On Israel, the minister cited uncertainty in terms of the formation of its new government. “It seems it’s impossible for us to come to a point with [Israeli Prime Minister Benjamin] Netanyahu. But why not if a new government would be established and that the government would adopt a positive stance on issues concerning Palestine and Jerusalem?” Çavuşoğlu stated.
Ankara opposes mercenaries in Libya
Çavuşoğlu, during a separate news conference on Jan. 6, said that Ankara opposes mercenaries coming to Libya as they will deter efforts to maintain peace and stability.
"We are against mercenaries coming to Libya.
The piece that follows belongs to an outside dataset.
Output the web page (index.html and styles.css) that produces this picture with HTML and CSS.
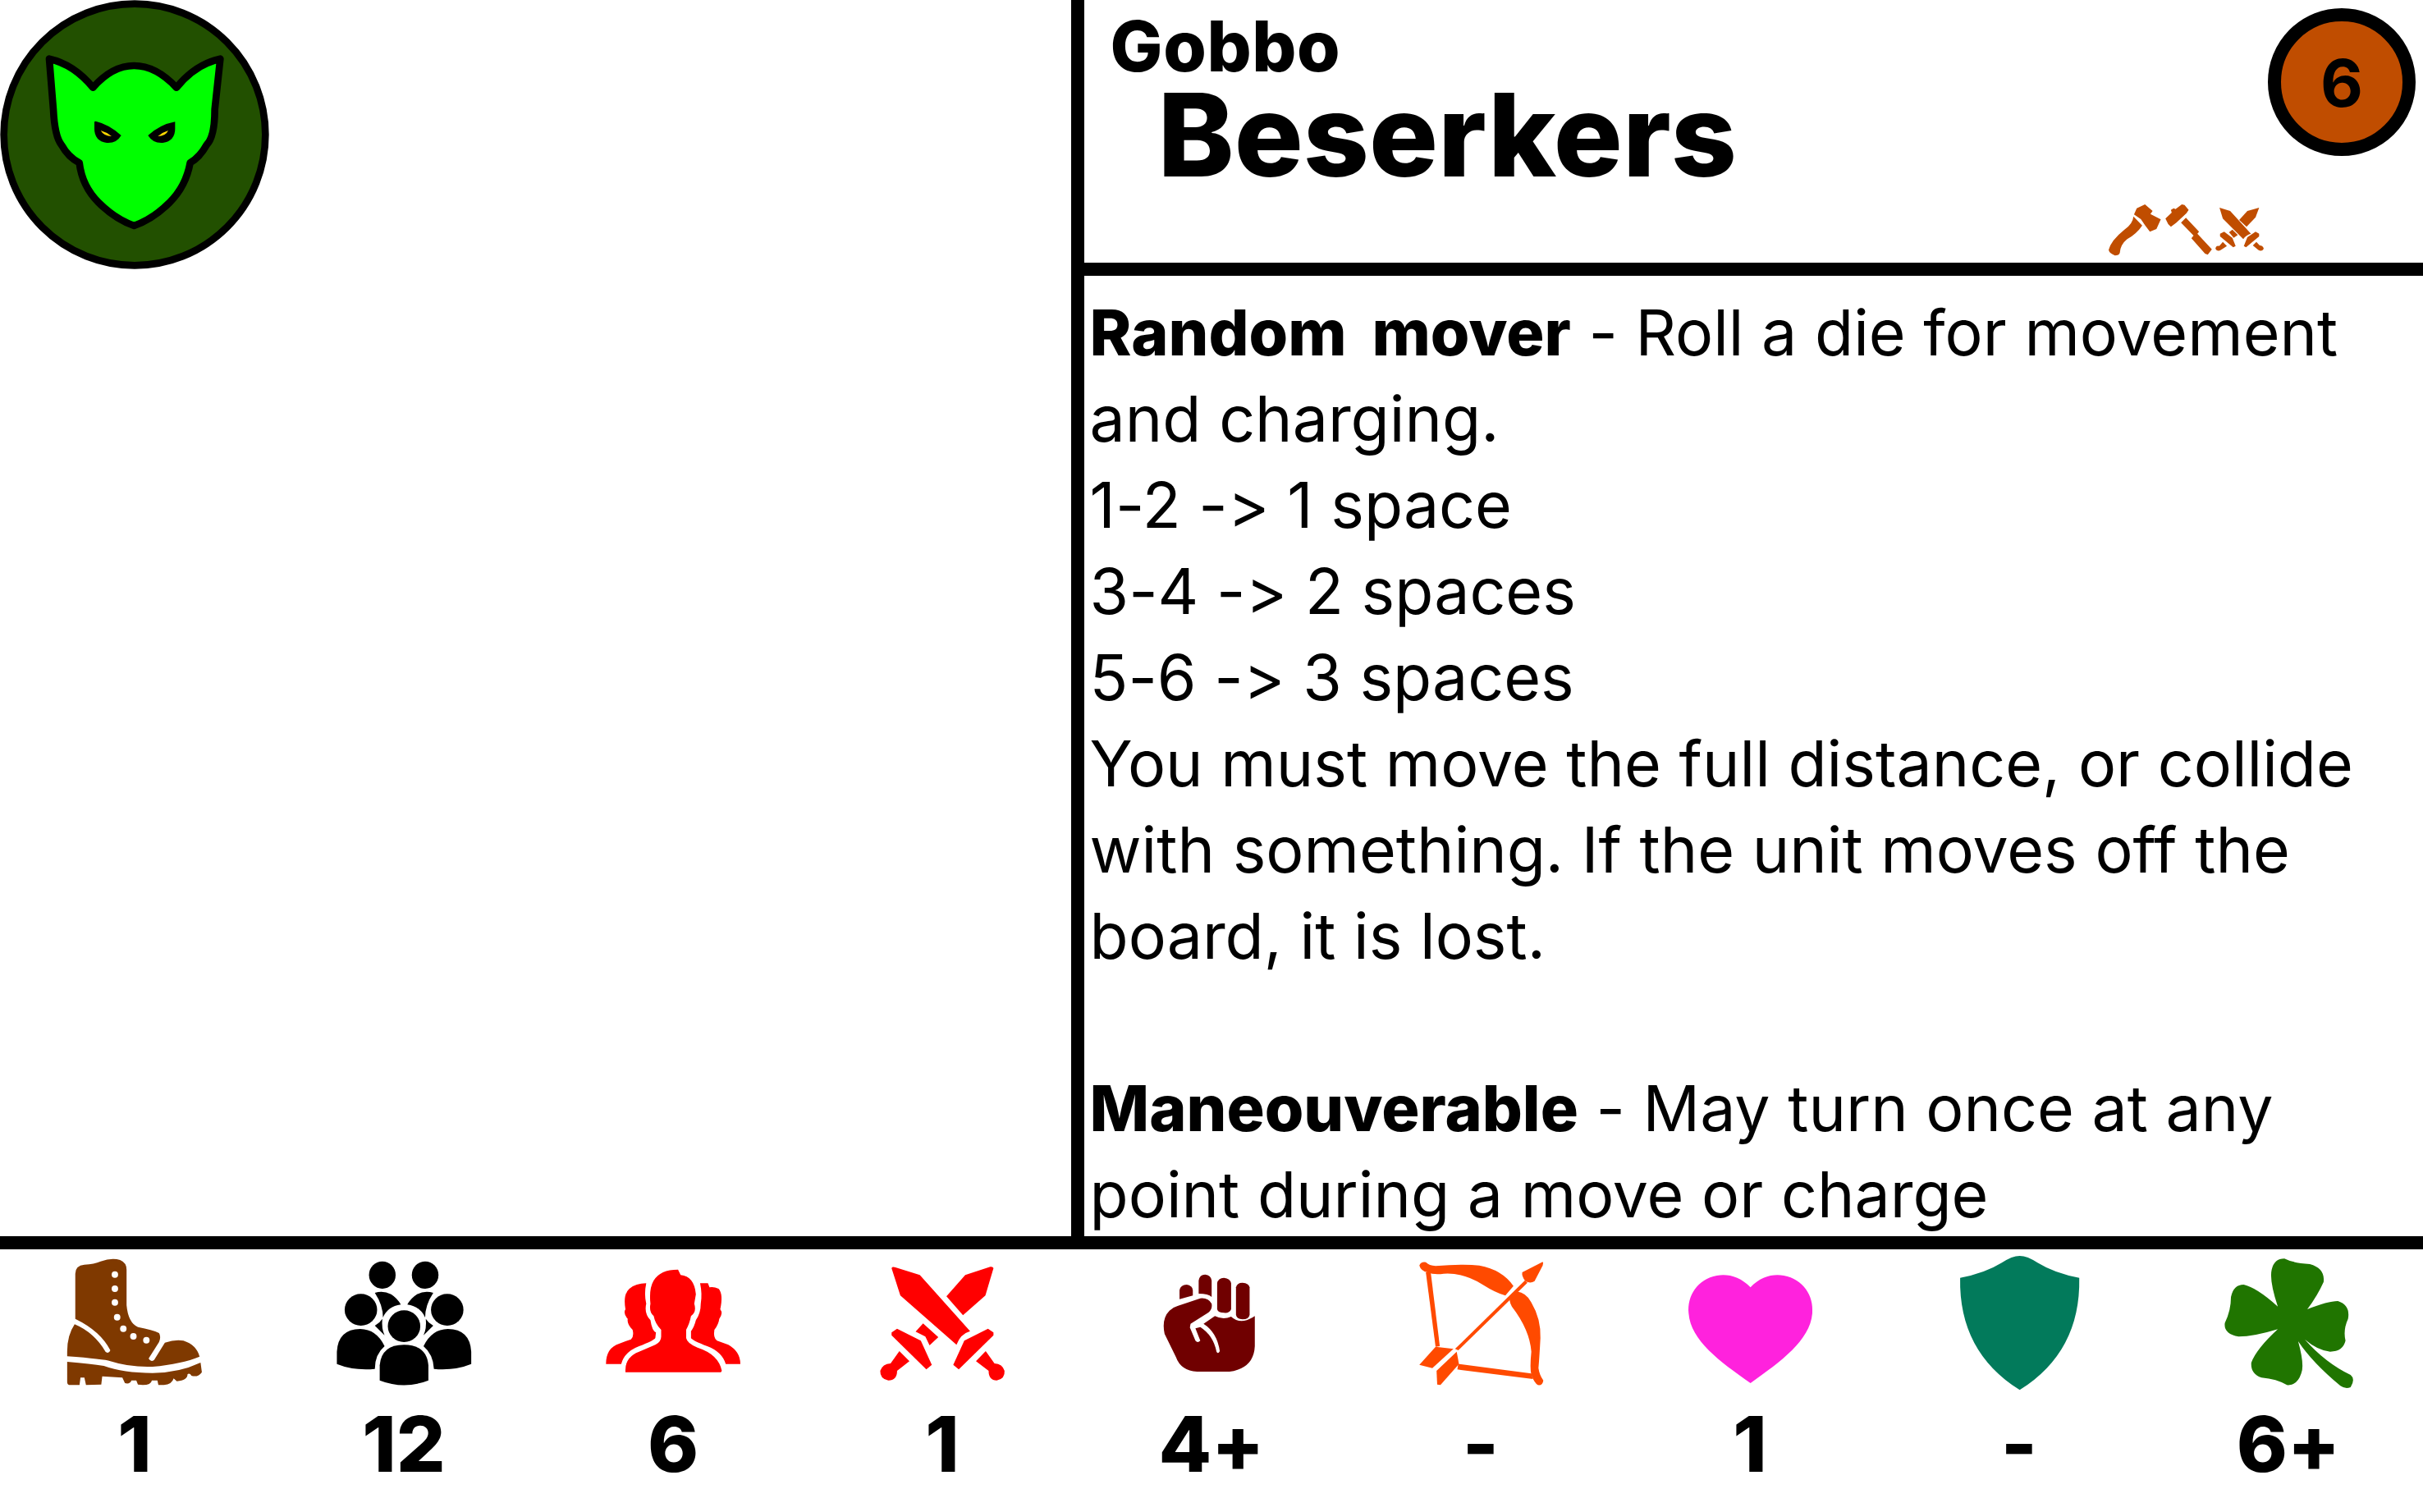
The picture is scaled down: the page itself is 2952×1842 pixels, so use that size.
FILE: index.html
```html
<!DOCTYPE html>
<html lang="en">
<head>
<meta charset="utf-8">
<title>Gobbo Beserkers</title>
<link rel="stylesheet" href="styles.css">
</head>
<body>
<main class="card">
  <div class="top">
    <section class="art">
      <svg class="faction" viewBox="0 0 1020 1020" role="img" aria-label="Gobbo faction">
        <circle cx="492" cy="492" r="478" fill="#225000" stroke="#000" stroke-width="26"/>
        <path d="M180 215Q270 235 340 320Q410 240 490 240Q570 240 645 320Q715 235 805 215L785 400Q785 500 755 530Q730 575 695 595Q680 680 620 740Q560 800 490 825Q420 800 360 740Q300 680 290 595Q250 575 225 530Q200 500 195 400Z" fill="#0f0" stroke="#000" stroke-width="26" stroke-linejoin="round"/>
        <path d="M345 445L350 443Q400 455 443 495Q425 525 390 522Q345 515 345 470Z"/>
        <path d="M640 445Q585 455 541 495Q560 525 595 522Q640 515 640 470Z"/>
        <path d="M368 477Q390 483 408 498Q380 498 368 477Z" fill="#ffd800"/>
        <path d="M615 477Q595 483 577 498Q605 498 615 477Z" fill="#ffd800"/>
      </svg>
    </section>
    <section class="info">
      <header class="head">
        <div class="names">
          <div class="faction-name">Gobbo</div>
          <h1 class="unit-name">Beserkers</h1>
        </div>
        <svg class="weapons" viewBox="147 745 568 192" role="img" aria-label="Weapons">
          <path d="M240 785L250 762L280 748L308 772L300 783L338 803L322 838L298 848Q280 825 265 802Z"/>
          <path d="M238 792L270 825Q250 855 215 875Q190 895 188 925Q185 935 170 935Q150 928 147 915Q155 880 205 840Q235 820 238 792Z"/>
          <path d="M355 800L378 778L375 768L385 762L392 765L415 748L425 750L440 768L432 780L395 815L375 830L365 820Z"/>
          <path d="M412 815L430 797L478 848L472 855L525 912L510 932L500 928L450 872L458 862Z"/>
          <path d="M553 760L592 772L668 855Q650 860 640 875L565 800Z"/>
          <path d="M698 760L655 772L625 805L652 830L685 795Z"/>
          <path d="M600 840L620 860L605 870L588 850Z"/>
          <path d="M555 855L570 848L600 870L612 900L603 905L555 865Z"/>
          <path d="M565 885L580 900L558 915Q545 922 538 910Q540 898 552 900Z"/>
          <path d="M698 855L685 848L655 868L642 900L650 905L698 865Z"/>
          <path d="M688 885L675 898L695 915Q708 922 715 910Q712 898 700 898Z"/>
        </svg>
        <div class="cost">6</div>
      </header>
      <div class="rules">
        <p><b>Random mover</b> - Roll a die for movement and charging.<br>1-2 -&gt; 1 space<br>3-4 -&gt; 2 spaces<br>5-6 -&gt; 3 spaces<br>You must move the full distance, or collide with something. If the unit moves off the board, it is lost.<br><br><b>Maneouverable</b> - May turn once at any<br>point during a move or charge</p>
      </div>
    </section>
  </div>
  <section class="stats">
    <div class="stat">
      <svg class="stat-icon" viewBox="0 0 200 176" role="img" aria-label="Move">
        <g transform="translate(-64 -35) scale(.3954 .3333)" fill="#7f3900">
          <path d="M232 350L232 185Q232 155 260 152Q290 150 310 140Q345 125 370 135Q390 145 390 170L390 300Q395 365 425 380Q470 390 490 402Q497 415 490 435L458 495Q465 510 475 500L508 437Q540 425 565 430Q605 445 615 488Q560 515 470 525Q400 528 340 505Q320 497 207 487L207 470Q207 410 230 370Q290 400 325 470Q335 480 340 465Q310 395 232 350Z"/>
          <path d="M207 507Q280 515 320 522Q380 548 470 548Q550 548 618 510L622 545Q610 565 590 558Q585 548 578 552Q578 575 545 578L535 568Q530 590 505 592L488 592L485 575L468 575Q465 592 440 592L425 590L420 575L405 575Q400 590 385 585L377 565L315 560L312 590L265 592L260 565L248 565L245 592L213 592Q207 590 207 580Z"/>
          <g fill="#fff">
            <ellipse cx="354" cy="188" rx="10" ry="12"/><ellipse cx="354" cy="240" rx="10" ry="12"/><ellipse cx="354" cy="290" rx="10" ry="12"/><ellipse cx="361" cy="344" rx="10" ry="12"/><ellipse cx="380" cy="386" rx="10" ry="12"/><ellipse cx="411" cy="414" rx="10" ry="12"/><ellipse cx="451" cy="428" rx="10" ry="12"/>
          </g>
        </g>
      </svg>
      <div class="stat-value">1</div>
    </div>
    <div class="stat">
      <svg class="stat-icon" viewBox="0 0 200 176" role="img" aria-label="Models">
        <g transform="translate(-392 -35) scale(.3954 .3333)" fill="#000">
          <ellipse cx="1178" cy="190" rx="41" ry="50"/><ellipse cx="1310" cy="190" rx="41" ry="50"/><ellipse cx="1112" cy="317" rx="50" ry="58"/><ellipse cx="1378" cy="317" rx="50" ry="58"/><ellipse cx="1245" cy="377" rx="50" ry="58"/>
          <path d="M1170 560L1170 520Q1175 445 1245 445Q1315 445 1320 520L1320 575Q1245 610 1170 575Z"/>
          <path d="M1038 515L1038 470Q1042 388 1110 387Q1160 388 1185 450Q1155 480 1155 533Q1090 540 1038 515Z"/>
          <path d="M1452 515L1452 470Q1448 388 1380 387Q1330 388 1305 450Q1335 480 1337 533Q1400 540 1452 515Z"/>
          <path d="M1155 255Q1180 245 1205 260Q1225 275 1235 298Q1195 305 1180 345Q1180 300 1155 255Z"/>
          <path d="M1335 255Q1310 245 1285 260Q1265 275 1255 298Q1295 305 1310 345Q1310 300 1335 255Z"/>
          <path d="M1155 375Q1170 365 1178 350Q1175 385 1185 410Z"/>
          <path d="M1335 375Q1320 365 1312 350Q1315 385 1305 410Z"/>
        </g>
      </svg>
      <div class="stat-value">12</div>
    </div>
    <div class="stat">
      <svg class="stat-icon" viewBox="0 0 200 176" role="img" aria-label="Wounds">
        <g transform="translate(-60 -35) scale(.3954 .3333)" fill="#f00">
          <path d="M258 545Q255 490 300 470L350 445Q368 435 368 415L368 390Q350 370 345 340Q330 325 335 295Q330 240 345 210Q365 170 420 170L428 190Q470 195 475 260L470 295Q478 325 460 340Q455 370 445 390L445 420Q448 440 480 455Q545 480 555 540L552 545Z"/>
          <path d="M198 515Q198 455 240 440L275 425Q285 415 280 390Q262 370 265 350Q250 330 258 315Q250 260 270 240Q290 220 322 220Q315 260 322 295Q315 330 335 355Q340 395 352 400L350 420Q345 430 300 450Q255 470 245 515Z"/>
          <path d="M612 515Q612 470 575 445L540 430Q528 420 532 390Q545 370 547 350Q560 330 550 315Q560 260 545 240Q530 232 517 235L512 220L488 220Q495 260 490 295Q490 330 475 355Q470 380 460 395L460 420Q465 430 510 450Q555 470 567 515Z"/>
        </g>
      </svg>
      <div class="stat-value">6</div>
    </div>
    <div class="stat">
      <svg class="stat-icon" viewBox="0 0 200 176" role="img" aria-label="Attacks">
        <g transform="translate(-388 -35) scale(.3954 .3333)" fill="#f00">
          <path d="M1078 165Q1080 158 1090 162L1165 190L1320 395Q1290 405 1278 445L1105 265Z"/>
          <path d="M1392 165Q1390 158 1382 160L1305 190L1247 268L1298 337L1367 265Z"/>
          <path d="M1175 367L1222 417L1195 447L1182 415L1152 397Z"/>
          <path d="M1078 400L1095 386L1168 430L1202 518L1185 535L1078 410Z"/>
          <path d="M1102 468L1133 505L1095 540Q1095 575 1068 575Q1042 570 1043 540Q1050 515 1075 513Z"/>
          <path d="M1392 400L1375 386L1302 430L1268 518L1285 535L1392 410Z"/>
          <path d="M1368 468L1338 505L1377 540Q1377 575 1402 575Q1428 570 1426 540Q1420 515 1395 513Z"/>
        </g>
      </svg>
      <div class="stat-value">1</div>
    </div>
    <div class="stat">
      <svg class="stat-icon" viewBox="0 0 200 176" role="img" aria-label="Melee">
        <g transform="translate(-56 -35) scale(.3954 .3333)" fill="#700000">
          <path d="M296 278L296 245Q300 225 318 225Q335 228 337 245L337 265Z"/>
          <path d="M355 258L355 210Q358 188 375 188Q393 190 395 210L395 270Q385 258 355 258Z"/>
          <path d="M412 315L412 220Q415 200 433 200Q452 202 455 220L455 315Q450 330 433 328Q415 328 412 315Z"/>
          <path d="M470 335L470 235Q473 218 490 218Q510 220 512 235L512 335Q510 352 490 352Q472 350 470 335Z"/>
          <path d="M528 340L528 450Q525 530 450 543L350 543Q300 540 285 490L250 405Q240 350 265 320Q275 308 290 303L360 275Q385 272 395 295Q398 315 385 327L330 368L328 382L345 430Q352 440 360 430L345 385L360 380Q400 410 410 470Q415 480 420 468Q412 400 370 368L405 340Q430 355 455 342Q485 375 528 340Z"/>
        </g>
      </svg>
      <div class="stat-value">4+</div>
    </div>
    <div class="stat">
      <svg class="stat-icon" viewBox="0 0 200 176" role="img" aria-label="Ranged">
        <g transform="translate(-384 -35) scale(.3954 .3333)" fill="#ff4a00">
          <path d="M1035 155Q1040 140 1055 143Q1065 155 1085 157Q1170 148 1220 155Q1290 170 1325 230L1300 265Q1270 255 1230 225Q1170 180 1110 185Q1080 190 1060 180Q1040 175 1035 155Z"/>
          <path d="M1335 250Q1365 255 1380 290Q1410 350 1408 420Q1405 490 1402 530Q1405 555 1417 575Q1415 595 1400 592Q1390 585 1380 555Q1375 530 1380 470Q1375 390 1320 305Q1310 285 1315 270Z"/>
          <path d="M1055 180L1070 180L1098 450L1085 452Z"/>
          <path d="M1155 515L1380 550L1385 570L1152 535Z"/>
          <path d="M1145 460L1360 210L1368 218L1155 465Z"/>
          <path d="M1352 180L1415 142Q1418 145 1415 155L1390 212Q1378 222 1362 213Q1350 195 1352 180Z"/>
          <path d="M1085 452L1140 460L1075 530L1035 518Z"/>
          <path d="M1150 470L1157 515L1100 592L1090 590L1088 540Z"/>
        </g>
      </svg>
      <div class="stat-value">-</div>
    </div>
    <div class="stat">
      <svg class="stat-icon" viewBox="0 0 200 176" role="img" aria-label="Health">
        <path transform="translate(-32 -5) scale(.3333)" fill="#ff22dd" d="M398 145C435 105 480 95 520 102C590 115 630 175 624 240C615 340 510 415 398 495C285 415 180 340 172 240C166 175 205 115 275 102C315 95 360 105 398 145Z"/>
      </svg>
      <div class="stat-value">1</div>
    </div>
    <div class="stat">
      <svg class="stat-icon" viewBox="0 0 200 176" role="img" aria-label="Armour">
        <path transform="translate(-380 -35) scale(.6202 .3333)" fill="#027a5b" d="M775 120Q790 120 810 145Q845 185 892 200Q895 470 775 610Q655 470 658 200Q705 185 740 145Q760 120 775 120Z"/>
      </svg>
      <div class="stat-value">-</div>
    </div>
    <div class="stat">
      <svg class="stat-icon" viewBox="0 0 200 176" role="img" aria-label="Luck">
        <path transform="translate(-708 -35) scale(.6202 .3333)" fill="#207500" d="M1282 305Q1265 210 1270 170Q1275 130 1295 130Q1310 145 1345 150Q1375 165 1372 215Q1360 265 1340 315Q1380 285 1400 285Q1425 300 1420 350Q1410 390 1415 430Q1410 470 1385 470Q1360 465 1335 425Q1375 510 1425 555Q1435 570 1425 600Q1415 608 1405 595Q1350 510 1322 432Q1335 520 1328 550Q1320 595 1300 592Q1280 570 1250 565Q1228 550 1230 510Q1240 460 1282 388Q1235 415 1205 415Q1175 405 1178 365Q1190 320 1190 270Q1195 225 1215 225Q1240 235 1282 305Z"/>
      </svg>
      <div class="stat-value">6+</div>
    </div>
  </section>
</main>
</body>
</html>
```
FILE: styles.css
```css
* { box-sizing: border-box; }
html, body { margin: 0; padding: 0; background: #fff; }
body { font-family: Inter, "Liberation Sans", sans-serif; font-feature-settings: "calt" 0; color: #000; }
.card { width: 2952px; height: 1842px; display: flex; flex-direction: column; overflow: hidden; }
.top { display: flex; height: 1505.6px; flex: none; }
.art { width: 1304.6px; flex: none; }
.faction { display: block; width: 340px; height: 340px; }
.info { flex: 1; min-width: 0; border-left: 16px solid #000; display: flex; flex-direction: column; }
.head { height: 336px; flex: none; border-bottom: 16px solid #000; display: flex; padding-left: 32px; }
.names { flex: 1; padding-top: 19px; }
.faction-name { font-size: 85px; font-weight: 800; line-height: 76px; letter-spacing: .6px; }
.unit-name { margin: 0 0 0 58px; font-size: 140px; font-weight: 800; line-height: 138px; }
.weapons { width: 189px; height: 64px; align-self: flex-end; margin: 0 5px 8px 0; fill: #c04d00; flex: none; }
.cost { width: 180px; height: 180px; margin: 10px 9px 0 0; border: 16px solid #000; border-radius: 50%; background: #c04d00; display: flex; align-items: center; justify-content: center; font-size: 80px; font-weight: 700; flex: none; }
.rules { padding: 17px 0 0 7px; font-size: 77px; line-height: 104.95px; }
.rules p { margin: 0; }
.rules b { font-weight: 800; word-spacing: 14px; }
.stats { flex: 1; border-top: 16px solid #000; display: grid; grid-template-columns: repeat(9, 1fr); }
.stat { display: flex; flex-direction: column; align-items: center; padding-top: 3px; }
.stat-icon { display: block; width: 200px; height: 176px; }
.stat-value { margin-top: 4px; font-size: 94px; font-weight: 800; line-height: 109px; }
```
We think mercenaries cannot bring peace and stability,” Çavuşoğlu told a joint news conference with South Sudan’s Foreign Affairs and International Cooperation Minister Awut Deng Acuil, following their bilateral meeting in the capital Ankara.
“However, our aim is to establish a cease-fire as soon as possible and to contribute to the revival of the political process and to accelerate it,” Çavuşoğlu said, adding that the only means of solution is a political one.
He also emphasized that Turkey supports the dialogue between Sudan and South Sudan where they went through a similar process.